Financial consultant Lee Seong-gyu (Jo Woo-jin) is having a lousy day. He awoke while still exhausted from his relentless schedule. He’s got a big presentation at work. His boss wants him in early, so he decides to drop the kids off at school. His son’s OK with this. Daughter Lee Hye-in (Lee Jae-in) is not. Neither is his wife, who had already juggled her own work schedule to drop off the kids. Doesn’t matter … he takes them anyway.

And to add to the frustration, on the way to the school some weirdo keeps dialing him up to say there’s a bomb under his seat. It will go off if he or the kids try to leave the car. Really?

Well, turns out, yes the guy’s a weirdo … but he’s right about the bomb.

The weirdo explains that all Seong-gyu has to do to save himself and his two kids is transfer several million won into his bank account. The caller is merciless.
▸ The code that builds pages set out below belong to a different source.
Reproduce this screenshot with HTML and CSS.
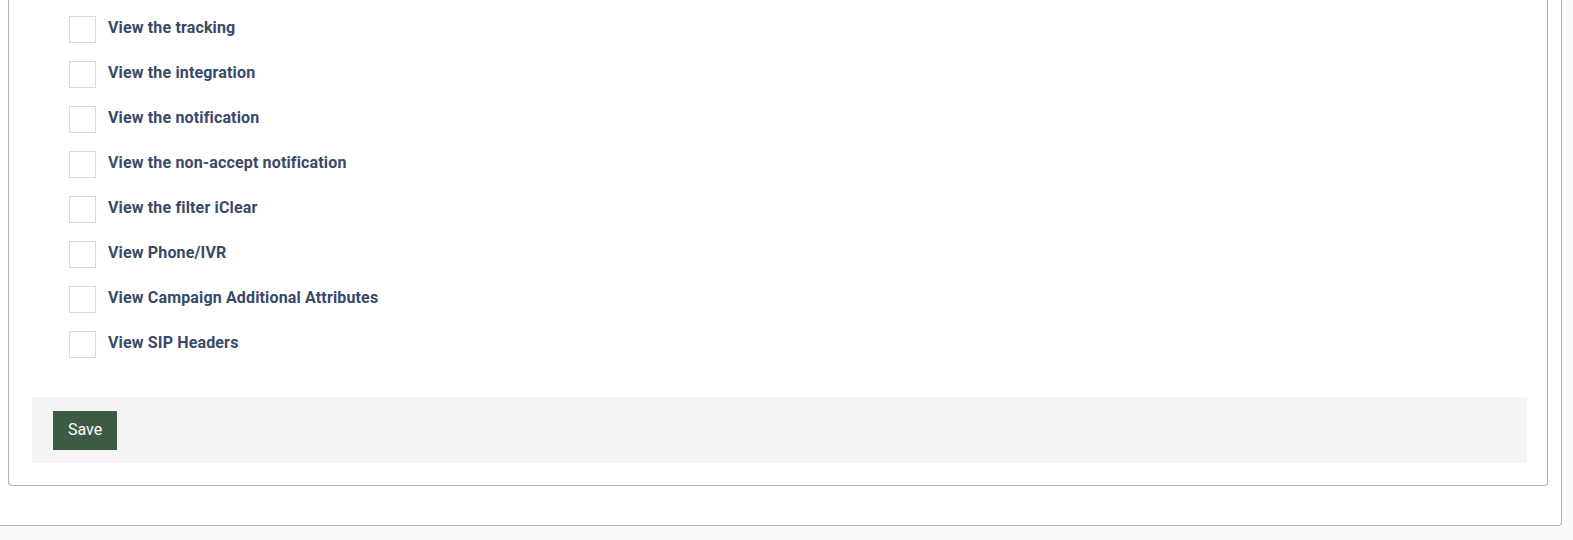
FILE: index.html
```html
<!DOCTYPE html>
<html lang="en">
<head>
<meta charset="UTF-8" />
<meta name="viewport" content="width=device-width, initial-scale=1.0"/>
<title>Permissions</title>
<link rel="stylesheet" href="styles.css">
</head>
<body>
<div class="panel">
  <div class="card">
    <!-- permission list -->
    <ul class="perm-list">
      <li class="perm"><span class="check"></span><span class="perm-label">View the tracking</span></li>
      <li class="perm"><span class="check"></span><span class="perm-label">View the integration</span></li>
      <li class="perm"><span class="check"></span><span class="perm-label">View the notification</span></li>
      <li class="perm"><span class="check"></span><span class="perm-label">View the non-accept notification</span></li>
      <li class="perm"><span class="check"></span><span class="perm-label">View the filter iClear</span></li>
      <li class="perm"><span class="check"></span><span class="perm-label">View Phone/IVR</span></li>
      <li class="perm"><span class="check"></span><span class="perm-label">View Campaign Additional Attributes</span></li>
      <li class="perm"><span class="check"></span><span class="perm-label">View SIP Headers</span></li>
    </ul>

    <div class="card-footer">
      <button class="btn-save">Save</button>
    </div>
  </div>
</div>
</body>
</html>
```

FILE: styles.css
```css
html, body {
  margin: 0;
  padding: 0;
  height: 100%;
  background: #fafafa;
  font-family: Roboto, "Liberation Sans", sans-serif;
  overflow: hidden;
}

.panel {
  box-sizing: border-box;
  width: 1568px;
  margin-left: -6px;
  padding: 0 13px 39px 13px;
  background: #fff;
  border: 1px solid #b3b3b3;
  border-top: none;
  border-radius: 0 0 4px 4px;
}

.card {
  padding: 0 20px 22px 23px;
  border: 1px solid #b3b3b3;
  border-top: none;
  border-radius: 0 0 4px 4px;
  background: #fff;
}

.perm-list {
  list-style: none;
  margin: 0;
  padding: 16px 0 21px 37px;
}

.perm {
  display: flex;
  align-items: flex-start;
  gap: 12px;
  height: 27px;
  margin-bottom: 18px;
}

.check {
  box-sizing: border-box;
  width: 27px;
  height: 27px;
  border: 1px solid #dcdad5;
  background: #fff;
}

.perm-label {
  font-size: 16px;
  line-height: 23px;
  font-weight: 700;
  letter-spacing: 0.15px;
  color: #384a68;
}

.card-footer {
  background: #f5f5f5;
  padding: 14px 21px 13px 21px;
}

.btn-save {
  display: block;
  height: 39px;
  width: 64px;
  padding: 0 0 2px 0;
  border: none;
  background: #3d5a45;
  color: #fff;
  font-family: Roboto, "Liberation Sans", sans-serif;
  font-size: 16px;
  cursor: pointer;
}
```
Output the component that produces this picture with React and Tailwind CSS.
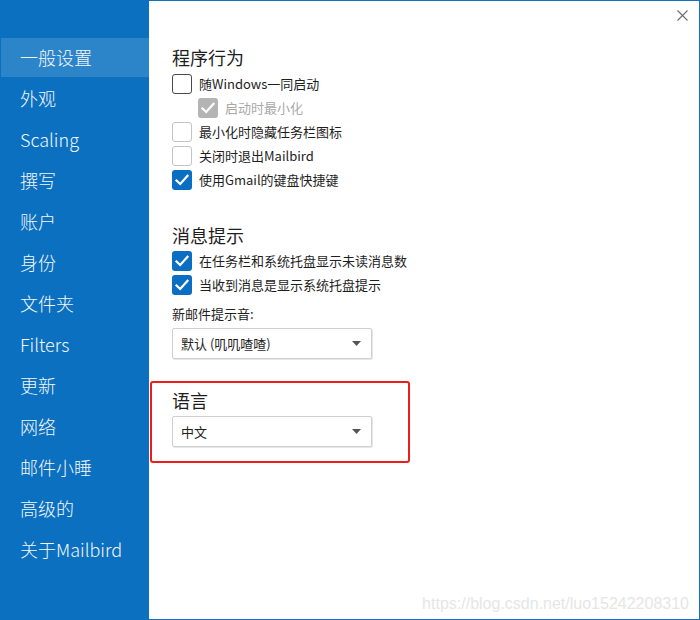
import React from "react";

const font = { fontFamily: '"Noto Sans CJK SC", "Noto Sans", sans-serif' };

function Check({ variant }) {
  if (variant === "checked" || variant === "disabled") {
    const bg = variant === "checked" ? "bg-[#0a6fc2]" : "bg-[#b4b4b4]";
    return (
      <div className={`w-[20px] h-[20px] rounded-[3px] ${bg} flex items-center justify-center shrink-0`}>
        <svg width="16" height="16" viewBox="0 0 16 16">
          <path d="M2.5 8.5 L6.2 12 L13.5 3.8" fill="none" stroke="white" strokeWidth="2.2" strokeLinecap="square" />
        </svg>
      </div>
    );
  }
  const border = variant === "empty-dark" ? "border-[#4a4a4a]" : "border-[#c4c4c4]";
  return <div className={`w-[20px] h-[20px] rounded-[3px] border ${border} bg-white shrink-0`} />;
}

function Row({ variant, children, indent, muted }) {
  return (
    <div className={`h-[24px] flex items-center gap-[7px] ${indent ? "pl-[26px]" : ""}`}>
      <Check variant={variant} />
      <span className={`text-[13px] leading-none pb-[2px] ${muted ? "text-[#a9a9a9]" : "text-[#1e1e1e]"}`}>{children}</span>
    </div>
  );
}

function Select({ label }) {
  return (
    <div className="w-[200px] h-[31px] border border-[#cfcfcf] rounded-[2px] shadow-[1px_1px_0_#e6e6e6] bg-white flex items-center justify-between pl-[8px] pr-[10px]">
      <span className="text-[13px] leading-none pb-[1px] text-[#1e1e1e]">{label}</span>
      <svg width="9" height="5" viewBox="0 0 9 5">
        <path d="M0 0 H9 L4.5 5 Z" fill="#555" />
      </svg>
    </div>
  );
}

const nav = ["一般设置", "外观", "Scaling", "撰写", "账户", "身份", "文件夹", "Filters", "更新", "网络", "邮件小睡", "高级的", "关于Mailbird"];

export default function App() {
  return (
    <div className="w-[700px] h-[620px] flex bg-white overflow-hidden" style={font}>
      <div className="w-[149px] shrink-0 bg-[#0b70bf] pt-[38px] flex flex-col gap-[2px]">
        {nav.map((n, i) => (
          <div
            key={n}
            className={`h-[39px] flex items-center pb-[2px] text-[18px] font-light leading-none text-[#f4f8fc] ${i === 0 ? "bg-[#2c84c9] ml-px pl-[19px]" : "pl-[20px]"}`}
          >
            {n}
          </div>
        ))}
      </div>
      <div className="flex-1 relative border-t border-r border-b border-[#1570bd] pl-[23px] pt-[45px]">
        <button className="absolute right-[11px] top-[9px] w-[11px] h-[11px]">
          <svg width="11" height="11" viewBox="0 0 11 11">
            <path d="M0.5 0.5 L10.5 10.5 M10.5 0.5 L0.5 10.5" stroke="#6b6b6b" strokeWidth="1.1" />
          </svg>
        </button>

        <div className="h-[24px] flex items-center pb-[3px] text-[18px] leading-none text-[#1e1e1e]">程序行为</div>
        <div className="mt-[2px] flex flex-col">
          <Row variant="empty-dark">随Windows一同启动</Row>
          <Row variant="disabled" indent muted>启动时最小化</Row>
          <Row variant="empty">最小化时隐藏任务栏图标</Row>
          <Row variant="empty">关闭时退出Mailbird</Row>
          <Row variant="checked">使用Gmail的键盘快捷键</Row>
        </div>

        <div className="mt-[32px] h-[24px] flex items-center pb-[3px] text-[18px] leading-none text-[#1e1e1e]">消息提示</div>
        <div className="mt-[1px] flex flex-col">
          <Row variant="checked">在任务栏和系统托盘显示未读消息数</Row>
          <Row variant="checked">当收到消息是显示系统托盘提示</Row>
        </div>
        <div className="mt-[9px] h-[16px] flex items-center pb-[2px] text-[13px] leading-none text-[#1e1e1e]">新邮件提示音:</div>
        <div className="mt-[6px]">
          <Select label="默认 (叽叽喳喳)" />
        </div>

        <div className="mt-[22px] -ml-[22px] w-[260px] border-2 border-[#ee1c1c] rounded-[3px] pl-[20px] pt-[6px] pb-[14px]">
          <div className="h-[24px] flex items-center pb-[3px] text-[18px] leading-none text-[#1e1e1e]">语言</div>
          <div className="mt-[3px]">
            <Select label="中文" />
          </div>
        </div>

        <div
          className="absolute right-[10px] bottom-[7px] text-[16px] leading-none text-[#e6e6e6]"
          style={{ fontFamily: '"Liberation Sans", Arial, sans-serif' }}
        >
          https://blog.csdn.net/luo15242208310
        </div>
      </div>
    </div>
  );
}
He’s not interested in Seong-gyu’s explanations about the difficulty of assembling that amount of cash, or his plea to take his son to the ER after he’s injured (wait for it).

Hard Hit belongs to a subsubsubgenre of thrillers involving a guy in a car, or a phone booth, or perched high on a building ledge, etc. etc., who can’t move lest he die, or his family dies, or someone he loves dies, or some other tragedy befalls, etc. etc. That’s all the plot you need, and all you get until the last few minutes. The question becomes: Will the filmmakers give you a compelling ride for the next 90-some minutes as our victim finds some creative way to escape?

And in this case the answer is …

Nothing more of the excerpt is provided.